After (co-exists with the Before API for now)

from openml.flows import flow_to_estimstor
estimator_instance = flow_to_estimator(knn_flow)

for more information, see https://pre-commit.ci

… into refactor-extension

fkiraly

I think this is a clean refactor (although it is missing tests)

Mid-term, I think the executor should get removed, but that would be more than a simple refactor. Reason being since the current concept couples "executor" to "serializer" strongly. The same serialized object could be executed in multiple contextx.

Either way, I would only refactor and not redesign in the current PR.

We should also add tests for proper functioning.

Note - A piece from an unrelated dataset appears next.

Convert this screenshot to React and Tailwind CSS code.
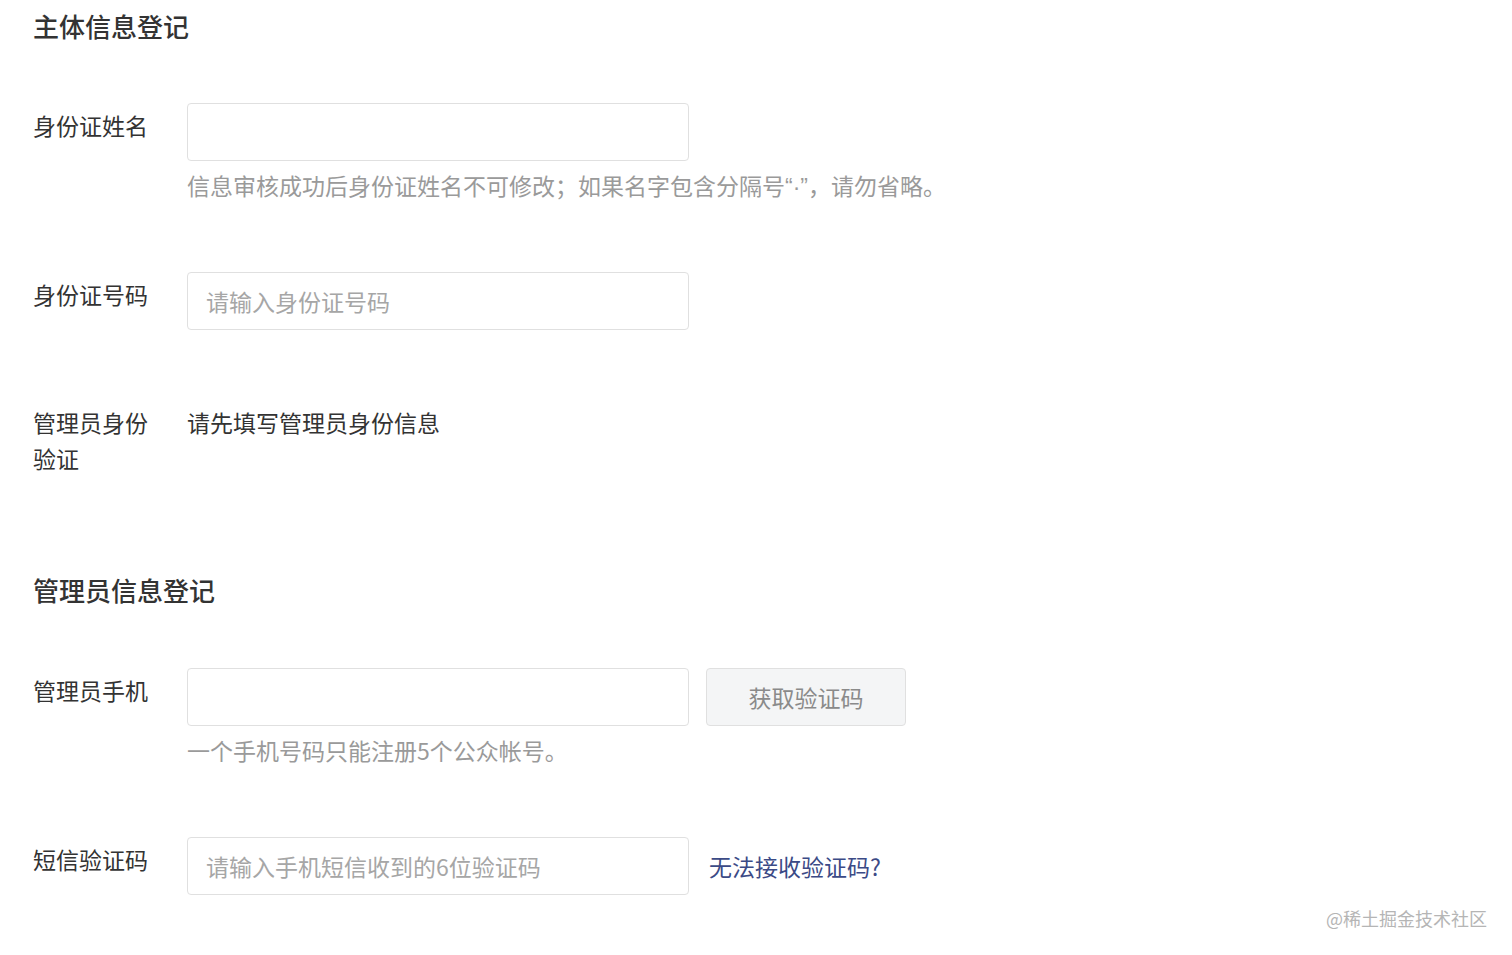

jgyasu · 2026-01-06T06:08:37Z

Reason being since the current concept couples "executor" to "serializer" strongly. The same serialized object could be executed in multiple contextx.

I agree.

I have added the tests for the base classes and registry. I have a question:

This refactor means nothing and the public API change as mentioned in the PR description won't work unless we also refactor the openml extensions such as openml-sklearn, and openml-pytorch. What do you and other developers (if reading) suggest,

Should we merge the extensions back into openml-python right now and keep the dependencies such as sklearn, and pytorch as soft dependencies so that openml-python is not dependent on them?
Should we keep them as standalone package and refactor them respectively to work with the refactored classes from openml-python for now?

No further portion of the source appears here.